Record set:
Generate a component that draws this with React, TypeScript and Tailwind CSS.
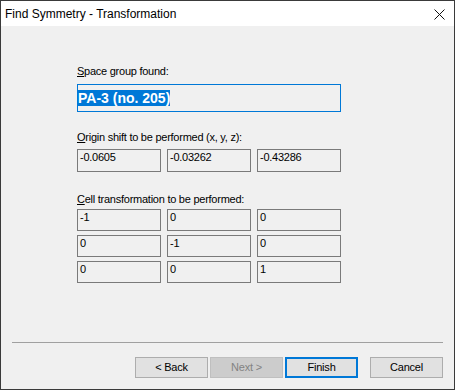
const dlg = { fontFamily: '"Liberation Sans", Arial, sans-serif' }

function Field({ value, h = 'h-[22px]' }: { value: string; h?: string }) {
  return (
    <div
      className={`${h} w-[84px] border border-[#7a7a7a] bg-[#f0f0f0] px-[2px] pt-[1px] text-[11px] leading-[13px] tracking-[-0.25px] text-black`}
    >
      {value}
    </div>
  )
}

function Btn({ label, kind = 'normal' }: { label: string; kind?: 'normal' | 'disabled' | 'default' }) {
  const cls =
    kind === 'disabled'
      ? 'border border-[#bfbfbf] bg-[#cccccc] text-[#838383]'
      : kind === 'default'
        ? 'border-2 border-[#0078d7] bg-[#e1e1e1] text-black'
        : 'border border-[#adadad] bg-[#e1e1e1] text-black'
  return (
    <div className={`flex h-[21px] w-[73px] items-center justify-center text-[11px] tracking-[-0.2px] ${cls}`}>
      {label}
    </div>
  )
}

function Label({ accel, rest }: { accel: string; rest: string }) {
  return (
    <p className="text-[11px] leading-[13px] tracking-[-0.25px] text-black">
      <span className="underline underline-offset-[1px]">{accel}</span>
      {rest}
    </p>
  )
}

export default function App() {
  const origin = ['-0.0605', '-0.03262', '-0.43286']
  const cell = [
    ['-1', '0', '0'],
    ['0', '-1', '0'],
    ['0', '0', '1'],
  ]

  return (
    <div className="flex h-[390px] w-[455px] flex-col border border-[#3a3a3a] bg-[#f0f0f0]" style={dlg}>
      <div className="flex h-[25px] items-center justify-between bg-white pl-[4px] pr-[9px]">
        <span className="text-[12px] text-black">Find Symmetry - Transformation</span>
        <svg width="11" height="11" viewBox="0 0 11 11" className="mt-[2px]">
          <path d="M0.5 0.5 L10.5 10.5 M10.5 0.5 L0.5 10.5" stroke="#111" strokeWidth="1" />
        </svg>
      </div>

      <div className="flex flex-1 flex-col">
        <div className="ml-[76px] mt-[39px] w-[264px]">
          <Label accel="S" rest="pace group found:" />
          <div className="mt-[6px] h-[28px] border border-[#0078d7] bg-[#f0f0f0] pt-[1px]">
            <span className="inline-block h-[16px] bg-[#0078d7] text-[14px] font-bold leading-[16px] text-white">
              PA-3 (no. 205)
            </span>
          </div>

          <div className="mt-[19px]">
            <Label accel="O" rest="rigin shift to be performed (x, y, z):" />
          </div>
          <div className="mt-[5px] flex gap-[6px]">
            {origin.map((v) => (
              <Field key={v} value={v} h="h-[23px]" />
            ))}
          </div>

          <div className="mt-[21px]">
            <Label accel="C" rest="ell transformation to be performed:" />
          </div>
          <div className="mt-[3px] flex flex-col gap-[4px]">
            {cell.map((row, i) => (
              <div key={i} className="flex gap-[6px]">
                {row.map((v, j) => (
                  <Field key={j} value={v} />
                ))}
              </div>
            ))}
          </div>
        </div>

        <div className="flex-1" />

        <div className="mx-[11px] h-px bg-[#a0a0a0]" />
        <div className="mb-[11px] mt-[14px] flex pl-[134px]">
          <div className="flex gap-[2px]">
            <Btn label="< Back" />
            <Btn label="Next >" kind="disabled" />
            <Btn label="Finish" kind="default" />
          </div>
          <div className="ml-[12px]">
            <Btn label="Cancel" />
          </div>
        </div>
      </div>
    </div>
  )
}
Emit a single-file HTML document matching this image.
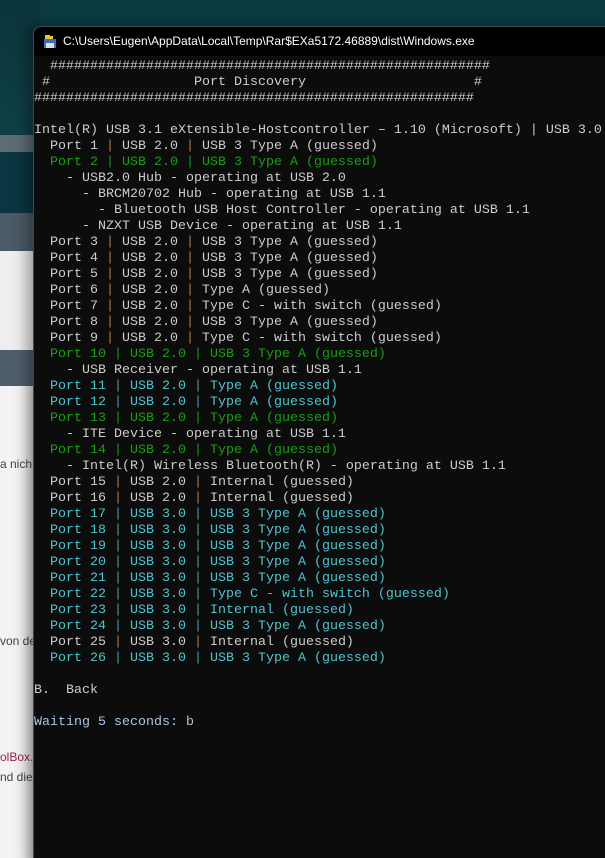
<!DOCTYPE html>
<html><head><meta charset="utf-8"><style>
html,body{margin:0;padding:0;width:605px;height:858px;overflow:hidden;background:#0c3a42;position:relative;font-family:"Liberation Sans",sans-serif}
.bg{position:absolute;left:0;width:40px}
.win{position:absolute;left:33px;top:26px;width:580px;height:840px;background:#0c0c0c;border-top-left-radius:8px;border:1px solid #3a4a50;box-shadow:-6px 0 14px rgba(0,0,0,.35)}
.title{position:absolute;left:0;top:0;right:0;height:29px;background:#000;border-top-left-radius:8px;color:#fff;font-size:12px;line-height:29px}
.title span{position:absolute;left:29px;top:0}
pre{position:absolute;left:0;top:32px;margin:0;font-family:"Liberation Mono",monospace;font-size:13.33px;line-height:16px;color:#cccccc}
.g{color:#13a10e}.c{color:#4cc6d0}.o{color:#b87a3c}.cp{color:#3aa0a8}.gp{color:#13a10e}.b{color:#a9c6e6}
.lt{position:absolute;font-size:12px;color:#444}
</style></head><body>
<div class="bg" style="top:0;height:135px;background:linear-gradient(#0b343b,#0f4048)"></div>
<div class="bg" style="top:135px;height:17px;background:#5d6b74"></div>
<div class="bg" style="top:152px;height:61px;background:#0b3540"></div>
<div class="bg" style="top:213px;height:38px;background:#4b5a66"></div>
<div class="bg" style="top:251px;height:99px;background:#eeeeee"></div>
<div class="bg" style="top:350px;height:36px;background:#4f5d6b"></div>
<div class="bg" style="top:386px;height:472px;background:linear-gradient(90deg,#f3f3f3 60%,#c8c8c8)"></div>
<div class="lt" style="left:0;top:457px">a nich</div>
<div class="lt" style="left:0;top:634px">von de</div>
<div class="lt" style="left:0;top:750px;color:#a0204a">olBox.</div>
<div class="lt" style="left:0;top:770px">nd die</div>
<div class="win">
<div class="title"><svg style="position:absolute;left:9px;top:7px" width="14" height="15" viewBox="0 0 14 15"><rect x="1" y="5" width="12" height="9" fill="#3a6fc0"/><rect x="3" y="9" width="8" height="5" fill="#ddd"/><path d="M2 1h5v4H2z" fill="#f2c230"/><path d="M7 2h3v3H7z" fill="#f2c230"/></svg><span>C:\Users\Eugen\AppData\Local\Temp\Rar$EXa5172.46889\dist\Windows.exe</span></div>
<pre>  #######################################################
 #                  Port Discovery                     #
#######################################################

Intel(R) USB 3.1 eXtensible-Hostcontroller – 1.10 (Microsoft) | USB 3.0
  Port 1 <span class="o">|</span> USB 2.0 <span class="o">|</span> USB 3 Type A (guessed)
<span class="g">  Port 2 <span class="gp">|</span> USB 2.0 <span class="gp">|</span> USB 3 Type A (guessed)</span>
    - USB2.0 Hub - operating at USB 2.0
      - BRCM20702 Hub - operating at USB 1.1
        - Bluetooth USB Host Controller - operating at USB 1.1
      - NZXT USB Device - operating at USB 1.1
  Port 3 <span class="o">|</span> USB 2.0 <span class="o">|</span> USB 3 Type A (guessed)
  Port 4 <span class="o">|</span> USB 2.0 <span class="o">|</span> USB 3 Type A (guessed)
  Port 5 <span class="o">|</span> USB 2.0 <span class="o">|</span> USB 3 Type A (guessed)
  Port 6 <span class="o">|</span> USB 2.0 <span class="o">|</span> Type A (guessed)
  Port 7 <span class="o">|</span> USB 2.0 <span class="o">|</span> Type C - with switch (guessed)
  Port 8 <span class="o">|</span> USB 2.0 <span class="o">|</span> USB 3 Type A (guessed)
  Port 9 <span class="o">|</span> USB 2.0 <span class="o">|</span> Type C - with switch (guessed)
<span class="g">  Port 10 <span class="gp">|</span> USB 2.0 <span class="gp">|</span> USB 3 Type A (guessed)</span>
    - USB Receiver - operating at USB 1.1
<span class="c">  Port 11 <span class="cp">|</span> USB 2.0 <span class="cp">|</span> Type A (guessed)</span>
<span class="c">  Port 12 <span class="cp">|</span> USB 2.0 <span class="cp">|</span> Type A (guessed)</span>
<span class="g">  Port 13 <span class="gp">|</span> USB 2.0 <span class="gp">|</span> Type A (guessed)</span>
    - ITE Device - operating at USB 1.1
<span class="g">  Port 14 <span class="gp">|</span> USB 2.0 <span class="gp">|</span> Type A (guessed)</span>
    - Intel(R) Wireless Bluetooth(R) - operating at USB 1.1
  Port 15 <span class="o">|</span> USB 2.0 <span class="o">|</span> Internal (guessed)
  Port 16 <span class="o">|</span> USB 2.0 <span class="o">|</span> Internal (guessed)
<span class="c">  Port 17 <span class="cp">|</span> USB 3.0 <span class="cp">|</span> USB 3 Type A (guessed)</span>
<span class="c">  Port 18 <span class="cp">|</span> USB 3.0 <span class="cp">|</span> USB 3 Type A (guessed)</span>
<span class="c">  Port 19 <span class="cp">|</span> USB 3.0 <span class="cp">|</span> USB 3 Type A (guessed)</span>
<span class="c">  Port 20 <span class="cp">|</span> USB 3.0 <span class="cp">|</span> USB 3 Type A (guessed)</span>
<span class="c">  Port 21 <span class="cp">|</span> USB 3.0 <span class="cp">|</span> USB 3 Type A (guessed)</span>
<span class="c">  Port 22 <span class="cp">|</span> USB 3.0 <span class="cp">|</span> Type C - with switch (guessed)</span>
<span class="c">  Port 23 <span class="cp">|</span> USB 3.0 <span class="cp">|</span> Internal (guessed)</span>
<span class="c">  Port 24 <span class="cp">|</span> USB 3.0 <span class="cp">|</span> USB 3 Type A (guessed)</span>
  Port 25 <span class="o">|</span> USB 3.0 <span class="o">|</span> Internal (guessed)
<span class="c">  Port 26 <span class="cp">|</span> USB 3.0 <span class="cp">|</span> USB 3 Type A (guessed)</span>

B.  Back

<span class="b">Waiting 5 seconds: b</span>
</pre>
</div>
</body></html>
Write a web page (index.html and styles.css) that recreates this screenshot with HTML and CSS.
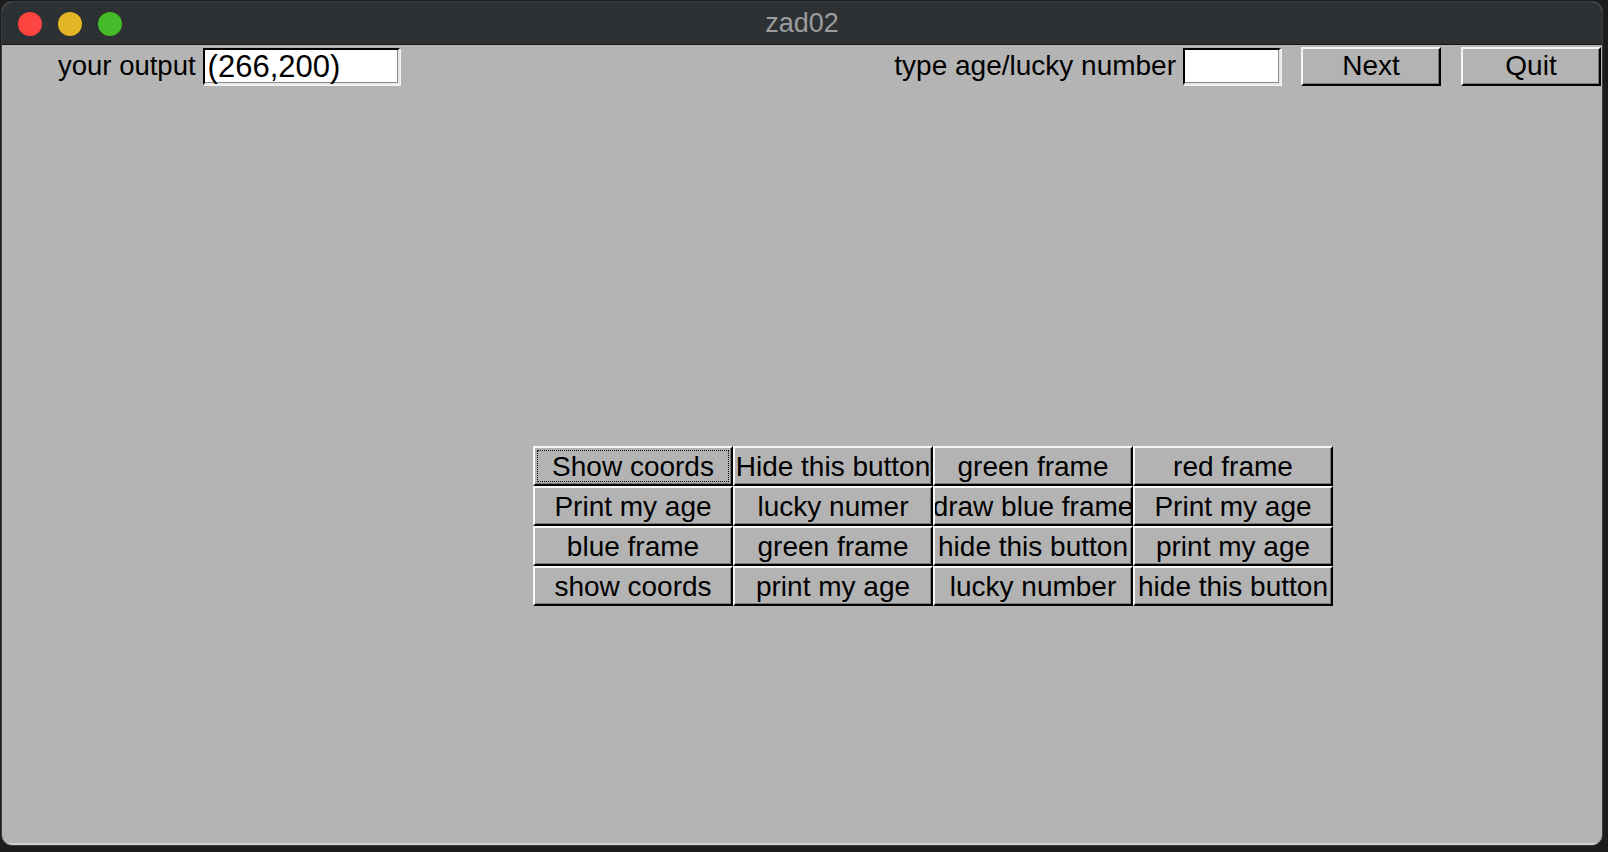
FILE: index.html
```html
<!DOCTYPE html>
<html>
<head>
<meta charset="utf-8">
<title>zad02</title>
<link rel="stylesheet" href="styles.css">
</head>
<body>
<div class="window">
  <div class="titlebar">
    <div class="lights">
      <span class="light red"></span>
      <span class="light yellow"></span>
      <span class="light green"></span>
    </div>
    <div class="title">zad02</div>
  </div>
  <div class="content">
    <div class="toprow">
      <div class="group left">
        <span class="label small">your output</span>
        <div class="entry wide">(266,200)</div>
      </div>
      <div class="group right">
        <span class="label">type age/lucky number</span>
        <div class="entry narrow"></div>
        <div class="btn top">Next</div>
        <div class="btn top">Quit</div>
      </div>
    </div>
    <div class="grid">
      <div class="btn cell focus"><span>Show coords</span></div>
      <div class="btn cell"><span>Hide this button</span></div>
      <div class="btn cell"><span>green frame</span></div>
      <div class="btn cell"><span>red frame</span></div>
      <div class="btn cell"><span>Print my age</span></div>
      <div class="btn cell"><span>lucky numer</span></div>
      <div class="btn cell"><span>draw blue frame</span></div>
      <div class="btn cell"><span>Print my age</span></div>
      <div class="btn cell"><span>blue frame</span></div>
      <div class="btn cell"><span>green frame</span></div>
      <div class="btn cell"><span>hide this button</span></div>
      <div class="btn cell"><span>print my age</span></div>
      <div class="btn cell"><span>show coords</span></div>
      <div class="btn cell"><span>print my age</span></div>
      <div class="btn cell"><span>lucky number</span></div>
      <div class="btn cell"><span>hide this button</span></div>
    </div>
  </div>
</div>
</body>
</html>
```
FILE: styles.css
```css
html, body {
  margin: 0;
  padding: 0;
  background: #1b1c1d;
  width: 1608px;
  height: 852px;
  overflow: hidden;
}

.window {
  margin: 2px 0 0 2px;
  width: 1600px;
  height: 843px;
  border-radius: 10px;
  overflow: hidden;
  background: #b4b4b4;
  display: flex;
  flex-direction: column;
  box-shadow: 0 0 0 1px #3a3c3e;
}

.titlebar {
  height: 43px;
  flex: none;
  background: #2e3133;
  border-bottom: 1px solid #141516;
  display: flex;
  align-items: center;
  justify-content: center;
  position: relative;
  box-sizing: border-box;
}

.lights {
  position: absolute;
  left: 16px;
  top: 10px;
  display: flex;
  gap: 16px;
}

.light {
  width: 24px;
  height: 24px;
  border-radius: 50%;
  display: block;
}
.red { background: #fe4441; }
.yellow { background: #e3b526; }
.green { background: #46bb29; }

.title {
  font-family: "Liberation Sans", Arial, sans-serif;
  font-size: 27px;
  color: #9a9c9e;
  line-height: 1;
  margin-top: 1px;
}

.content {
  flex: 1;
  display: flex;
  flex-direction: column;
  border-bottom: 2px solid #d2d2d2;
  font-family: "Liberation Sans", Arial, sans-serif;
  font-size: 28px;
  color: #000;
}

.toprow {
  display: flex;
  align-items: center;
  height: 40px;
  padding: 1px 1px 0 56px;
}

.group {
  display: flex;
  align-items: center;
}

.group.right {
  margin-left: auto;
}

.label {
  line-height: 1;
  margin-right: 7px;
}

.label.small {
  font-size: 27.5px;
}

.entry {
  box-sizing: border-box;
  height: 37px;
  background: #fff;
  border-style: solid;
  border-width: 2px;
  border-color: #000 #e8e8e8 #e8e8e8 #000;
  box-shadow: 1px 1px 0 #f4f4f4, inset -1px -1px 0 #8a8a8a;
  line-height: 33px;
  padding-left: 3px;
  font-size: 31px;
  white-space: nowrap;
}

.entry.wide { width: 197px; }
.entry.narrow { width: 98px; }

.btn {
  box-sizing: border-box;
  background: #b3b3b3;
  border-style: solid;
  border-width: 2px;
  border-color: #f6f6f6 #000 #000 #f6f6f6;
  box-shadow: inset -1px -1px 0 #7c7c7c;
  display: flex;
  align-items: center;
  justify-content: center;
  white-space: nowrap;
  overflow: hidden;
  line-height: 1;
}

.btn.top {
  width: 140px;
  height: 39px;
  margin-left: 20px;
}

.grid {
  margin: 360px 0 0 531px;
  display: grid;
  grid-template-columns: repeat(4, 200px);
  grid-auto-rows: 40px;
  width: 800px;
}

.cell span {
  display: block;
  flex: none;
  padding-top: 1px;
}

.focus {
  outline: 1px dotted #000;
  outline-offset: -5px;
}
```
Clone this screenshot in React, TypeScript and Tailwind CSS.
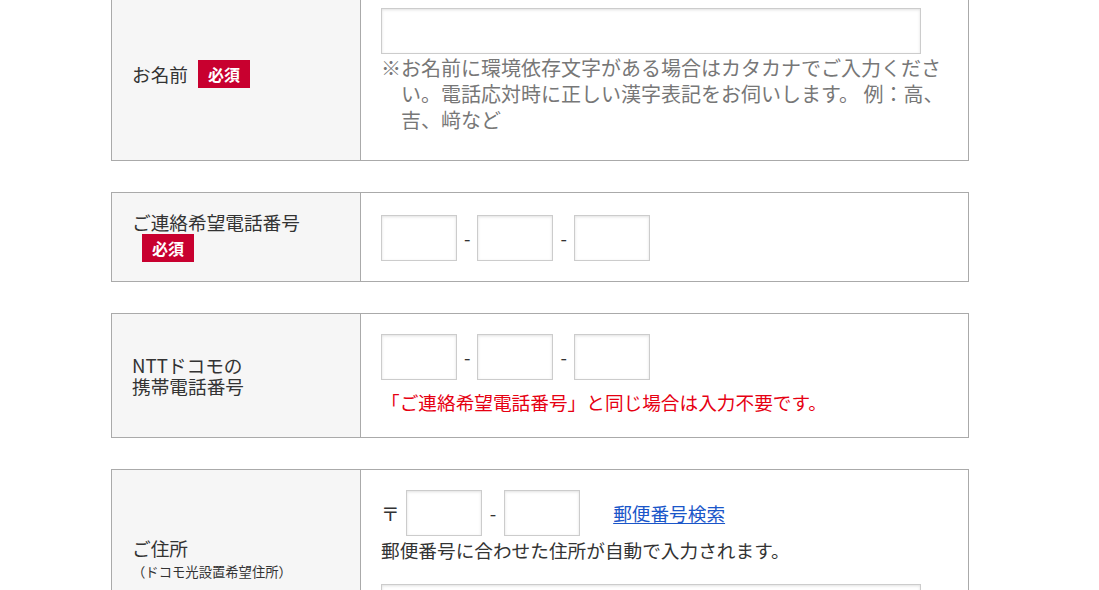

Aim of the exercise:
Go through the records and copy each line with "React" in it.

Finished exercise:
Generate a component that draws this with React, TypeScript and Tailwind CSS.
Clone this screenshot in React, TypeScript and Tailwind CSS.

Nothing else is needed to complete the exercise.